5 Methods for Recruiting and Keeping Church Volunteers

I’ve been a Sunday School church volunteer in kid’s ministry for a long time. (more than a decade)

I’ve seen really great volunteers join, and I’ve seen some really great volunteers leave.

So what gives? Why did the good people leave and what could’ve been done to keep those volunteers around for a longer period of time?

While I certainly don’t claim to have a magic formula, I do think there are some key considerations most church staff members miss when working with volunteers. I think if more staff would focus on some of the following strategies more good people would stay and your ministry could grow to it’s full volunteer potential.

1. Volunteers don’t join because of a Sunday morning announcement.

The best way to recruit great volunteers isn’t to make more announcements in church. We have all heard the announcement 17 times anyway. The people who are going to volunteer, have already joined.

The best way to recruit volunteers is the slow-poke method, one-on-one, and face-to-face.

I know that is not a popular answer, but it’s the truth.

The best volunteers, the ones who stay around the longest, are the ones you get to know at church and then invite to serve at a special event.

That means, volunteer recruitment requires lots of getting out and meeting church members, finding out about their interests, and then…eventually…asking them about serving. (Notice I said EVENTUALLY…no one wants to talk to a salesman the first time they meet you)

2. Volunteers don’t naturally connect

Your volunteer community is made up of all kinds of people from all different walks of life. There are grandmothers, and there are singles in their early 20’s. People like this, from radically different parts of life don’t naturally connect and create community.

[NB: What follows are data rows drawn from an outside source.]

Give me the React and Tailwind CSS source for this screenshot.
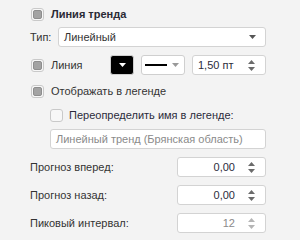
import React from "react";

function Check({ filled = true }) {
  return (
    <div className="w-[13px] h-[13px] rounded-[3px] border border-[#c9c9c9] bg-[#f7f7f7] flex items-center justify-center shrink-0">
      {filled && <div className="w-[9px] h-[9px] rounded-[2px] bg-[#a3a3a3] border border-[#8e8e8e]" />}
    </div>
  );
}

function Caret({ color = "#555" }) {
  return (
    <svg width="7" height="4" viewBox="0 0 7 4" className="shrink-0">
      <path d="M0 0 L7 0 L3.5 4 Z" fill={color} />
    </svg>
  );
}

function Spinner({ color = "#6b6b6b" }) {
  return (
    <svg width="7" height="11" viewBox="0 0 7 11" className="shrink-0">
      <path d="M0 4 L7 4 L3.5 0 Z" fill={color} />
      <path d="M0 7 L7 7 L3.5 11 Z" fill={color} />
    </svg>
  );
}

function NumInput({ value, disabled }) {
  return (
    <div className="ml-auto w-[89px] h-[20px] rounded-[3px] border border-[#d3d3d3] bg-white flex items-center justify-end pr-[10px]">
      <span className={disabled ? "text-[#8a8a8a] mr-[13px]" : "text-[#2b2b3b] mr-[13px]"}>{value}</span>
      <Spinner color={disabled ? "#b5b5b5" : "#6b6b6b"} />
    </div>
  );
}

export default function App() {
  return (
    <div
      className="w-[300px] h-[240px] bg-[#f3f3f3] text-[#333] text-[11px] leading-none pl-[30px] pr-[34px] flex flex-col"
      style={{ fontFamily: "Tahoma, 'Liberation Sans', 'DejaVu Sans', sans-serif" }}
    >
      <div className="mt-[4px] h-[20px] flex items-center pl-[1px]">
        <Check />
        <span className="ml-[7px] font-bold text-[#2a2a35]">Линия тренда</span>
      </div>
      <div className="mt-[3px] h-[20px] flex items-center">
        <span>Тип:</span>
        <div className="ml-auto w-[208px] h-[20px] rounded-[3px] border border-[#d3d3d3] bg-white flex items-center pl-[5px] pr-[9px]">
          <span>Линейный</span>
          <div className="ml-auto"><Caret /></div>
        </div>
      </div>
      <div className="mt-[8px] h-[20px] flex items-center">
        <div className="pl-[1px]"><Check /></div>
        <span className="ml-[7px]">Линия</span>
        <div className="ml-auto w-[24px] h-[20px] rounded-[3px] border border-[#cfcfcf] bg-black flex items-center justify-center">
          <Caret color="#fff" />
        </div>
        <div className="ml-[7px] w-[44px] h-[20px] rounded-[3px] border border-[#cfcfcf] bg-white flex items-center pl-[3px] pr-[5px]">
          <div className="w-[22px] h-[2px] bg-black" />
          <div className="ml-auto"><Caret color="#999" /></div>
        </div>
        <div className="ml-[7px] w-[74px] h-[20px] rounded-[3px] border border-[#d3d3d3] bg-white flex items-center pl-[5px] pr-[10px]">
          <span className="text-[#2b2b3b]">1,50 пт</span>
          <div className="ml-auto"><Spinner /></div>
        </div>
      </div>
      <div className="mt-[6px] h-[20px] flex items-center pl-[1px]">
        <Check />
        <span className="ml-[7px]">Отображать в легенде</span>
      </div>
      <div className="mt-[4px] h-[20px] flex items-center pl-[20px]">
        <Check filled={false} />
        <span className="ml-[6px] text-[#2b2b3b]">Переопределить имя в легенде:</span>
      </div>
      <div className="mt-[4px] h-[20px] ml-[20px] rounded-[3px] border border-[#d3d3d3] bg-white flex items-center pl-[5px]">
        <span className="text-[#8a8a8a]">Линейный тренд (Брянская область)</span>
      </div>
      <div className="mt-[8px] h-[20px] flex items-center">
        <span>Прогноз вперед:</span>
        <NumInput value="0,00" />
      </div>
      <div className="mt-[8px] h-[20px] flex items-center">
        <span>Прогноз назад:</span>
        <NumInput value="0,00" />
      </div>
      <div className="mt-[8px] h-[20px] flex items-center">
        <span>Пиковый интервал:</span>
        <NumInput value="12" disabled />
      </div>
    </div>
  );
}
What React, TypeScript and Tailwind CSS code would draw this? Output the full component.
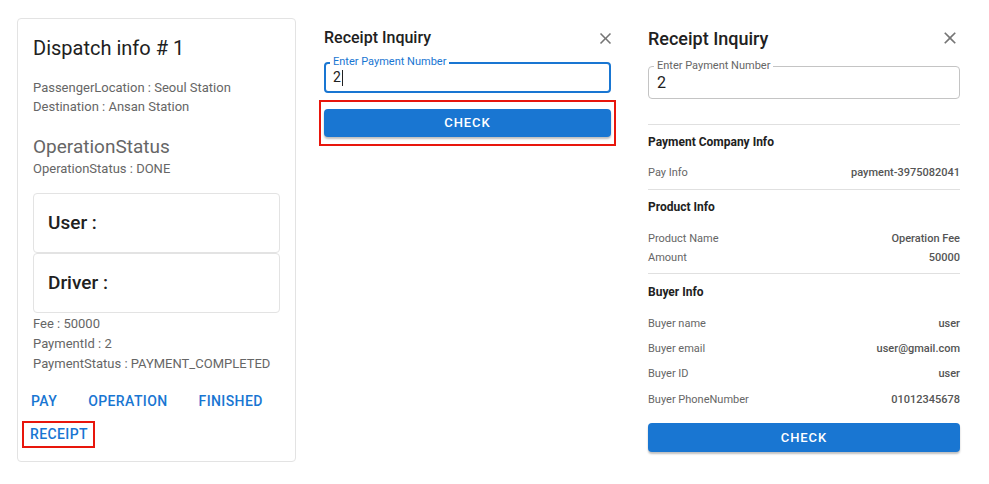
import React from "react";

const font = { fontFamily: "Roboto, 'Noto Sans', sans-serif" };

function CloseIcon({ size }: { size: number }) {
  return (
    <svg width={size} height={size} viewBox="0 0 24 24" fill="#757575">
      <path d="M19 6.41 17.59 5 12 10.59 6.41 5 5 6.41 10.59 12 5 17.59 6.41 19 12 13.41 17.59 19 19 17.59 13.41 12z" />
    </svg>
  );
}

function DispatchCard() {
  return (
    <div className="w-[279px] h-[444px] border border-[#e3e3e3] rounded-[4px] px-[15px] pt-[15px] flex flex-col shrink-0">
      <div className="text-[20px] leading-[28px] text-[#212121]">Dispatch info # 1</div>
      <div className="mt-[16px] text-[13px] leading-[19px] text-[#666]">
        <div>PassengerLocation : Seoul Station</div>
        <div>Destination : Ansan Station</div>
      </div>
      <div className="mt-[19px] text-[19px] leading-[24px] text-[#666]">OperationStatus</div>
      <div className="text-[13px] leading-[19px] text-[#666]">OperationStatus : DONE</div>
      <div className="mt-[15px] h-[60px] border border-[#e3e3e3] rounded-[4px] flex items-center px-[14px]">
        <span className="text-[19px] font-medium text-[#212121]">User :</span>
      </div>
      <div className="h-[60px] border border-[#e3e3e3] rounded-[4px] flex items-center px-[14px]">
        <span className="text-[19px] font-medium text-[#212121]">Driver :</span>
      </div>
      <div className="mt-[1px] text-[13px] leading-[20px] text-[#666]">
        <div>Fee : 50000</div>
        <div>PaymentId : 2</div>
        <div>PaymentStatus : PAYMENT_COMPLETED</div>
      </div>
      <div className="mt-[9px] h-[36px] flex items-center -ml-[2px] text-[14px] font-medium tracking-[0.4px] text-[#1976d2]">
        <span>PAY</span>
        <span className="ml-[31px]">OPERATION</span>
        <span className="ml-[31px]">FINISHED</span>
      </div>
      <div className="mt-[2px] -ml-[11px] self-start border-2 border-[#e8160c] h-[27px] pl-[6px] pr-[5px] flex items-center text-[14px] font-medium tracking-[0.4px] text-[#1976d2]">
        RECEIPT
      </div>
    </div>
  );
}

function MiddlePanel() {
  return (
    <div className="ml-[28px] w-[287px] shrink-0 flex flex-col">
      <div className="mt-[26px] h-[24px] flex items-center justify-between">
        <span className="text-[16px] font-medium text-[#212121]">Receipt Inquiry</span>
        <span className="-mr-[4px]"><CloseIcon size={19} /></span>
      </div>
      <div className="relative mt-[12px] h-[31px] border-2 border-[#1976d2] rounded-[4px] flex items-center pl-[7px]">
        <span className="absolute left-[4px] -top-[8px] px-[3px] bg-white text-[11px] leading-[12px] text-[#1976d2]">
          Enter Payment Number
        </span>
        <span className="text-[14px] text-[#212121]">2</span>
        <span className="ml-[1px] w-[1px] h-[16px] bg-[#212121]"></span>
      </div>
      <div className="mt-[7px] -mx-[5px] border-2 border-[#e8160c] px-[3px] py-[7px]">
        <div className="h-[28px] rounded-[4px] bg-[#1976d2] shadow-[0_2px_2px_rgba(0,0,0,0.25)] flex items-center justify-center text-white text-[13px] font-medium tracking-[0.9px]">
          CHECK
        </div>
      </div>
    </div>
  );
}

function Row({ label, value, className }: { label: string; value: string; className?: string }) {
  return (
    <div className={"h-[16px] flex items-center justify-between text-[11px] " + (className ?? "")}>
      <span className="text-[#666]">{label}</span>
      <span className="font-medium text-[#555]">{value}</span>
    </div>
  );
}

function ReceiptPanel() {
  return (
    <div className="ml-[37px] w-[312px] shrink-0 flex flex-col">
      <div className="mt-[26px] h-[24px] flex items-center justify-between">
        <span className="text-[18px] font-medium text-[#212121]">Receipt Inquiry</span>
        <CloseIcon size={20} />
      </div>
      <div className="relative mt-[16px] h-[33px] border border-[#c4c4c4] rounded-[4px] flex items-center pl-[8px]">
        <span className="absolute left-[5px] -top-[7px] px-[3px] bg-white text-[11px] leading-[12px] text-[#666]">
          Enter Payment Number
        </span>
        <span className="text-[16px] text-[#212121]">2</span>
      </div>
      <div className="mt-[25px] h-px bg-[#e0e0e0]"></div>
      <div className="mt-[8px] h-[18px] flex items-center text-[12px] font-bold text-[#212121]">Payment Company Info</div>
      <Row className="mt-[14px]" label="Pay Info" value="payment-3975082041" />
      <div className="mt-[8px] h-px bg-[#e0e0e0]"></div>
      <div className="mt-[8px] h-[18px] flex items-center text-[12px] font-bold text-[#212121]">Product Info</div>
      <Row className="mt-[15px]" label="Product Name" value="Operation Fee" />
      <Row className="mt-[3px]" label="Amount" value="50000" />
      <div className="mt-[7px] h-px bg-[#e0e0e0]"></div>
      <div className="mt-[9px] h-[18px] flex items-center text-[12px] font-bold text-[#212121]">Buyer Info</div>
      <Row className="mt-[15px]" label="Buyer name" value="user" />
      <Row className="mt-[9px]" label="Buyer email" value="user@gmail.com" />
      <Row className="mt-[9px]" label="Buyer ID" value="user" />
      <Row className="mt-[10px]" label="Buyer PhoneNumber" value="01012345678" />
      <div className="mt-[15px] h-[29px] rounded-[4px] bg-[#1976d2] shadow-[0_2px_2px_rgba(0,0,0,0.25)] flex items-center justify-center text-white text-[13px] font-medium tracking-[0.9px]">
        CHECK
      </div>
    </div>
  );
}

export default function App() {
  return (
    <div style={font} className="w-[989px] h-[484px] bg-white flex items-start pl-[17px] pt-[18px]">
      <DispatchCard />
      <div className="-mt-[18px] flex items-start">
        <MiddlePanel />
        <ReceiptPanel />
      </div>
    </div>
  );
}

And so what happens, is your volunteers don’t feel like a part of a team, instead they feel like a cog in a wheel that doesn’t ever get noticed or appreciated.

Connect your volunteers to each other and watch them flourish and commit to your ministry for the long term.

How do you connect them? Start by inviting them to well-planned / well-organized trainings on how to teach kids / lead a small group / lead worship, etc…

Connect the disparate parts of your volunteer base around the 1 thing they all have in common…serving in your ministry.

3. You get what you give

Why do the best volunteers quit?

In my experience, when the trainings / meetings are ill-planned, when the week-to-week program seems hap-hazard and thrown together, and when it feels like the volunteer is more invested in the ministry than the actual church staff…yeah…peace out brother!

If you want excellent service from volunteers, than serve them excellently. This means:

– When you have a volunteer meeting, don’t go long and don’t pontificate. Keep it pithy and powerful. Respect them and they will respect you.

– Serve them. Volunteers are on the front lines of ministry more than any other people. Your #1 priority should be to love and care for them. Think of things they might need before they do. Prove to them they are as important as you SAY they are. Actions speak much louder than words.

4. Recruit busy people

Reach out to the busy people in your church, the ladies and men who seem to have a lot going on, but yet seem to handle it all well.

Why?

Because busy people value TIME and appreciate excellence.

You want people who understand how important it is to show up on time and to be prepared.

And guess what group of people know that best? The people who are already busy. The people who already have a full schedule.

We tend to think that busy people are overloaded. That’s not the case. Busy people are just productive and efficient. They want their time to be valuable so whatever they commit to, they typically follow through on.

Just because someone is busy doesn’t mean they have no interest in your ministry. It might simply mean, they haven’t ever been asked.

(fyi…recruit these people when you are ready, they are the least likely to put up with a lack of leadership or organization)

5. Surprise volunteers – in a good way

You know what most volunteers think of when they think of being surprised?

Getting a call on Saturday evening asking if they can volunteer tomorrow morning.

That is the all-too-typical “surprise” that a volunteer gets.

So what I know works a lot better is if you find ways to delight them with GOOD surprises:

“Hey I know you have been faithful every weekend for 3 months. I have a volunteer willing to step in if you’d like to take a break for a month.”

To some of you this may sound PREPOSTEROUS, but I know it can be done, especially if #1 is being done at a high level.

These are some of my ideas for keeping volunteers around for the long-haul. I believe the best volunteer strategies are more difficult than the ones we often read about elsewhere. I do not believe any number of gifts or cards or announcements will ever keep a volunteer team strong. I believe it takes hard work and a commitment to the excellence that people want to be a part of.

So…now it is your turn…what do you think keeps volunteers around, for the long-haul?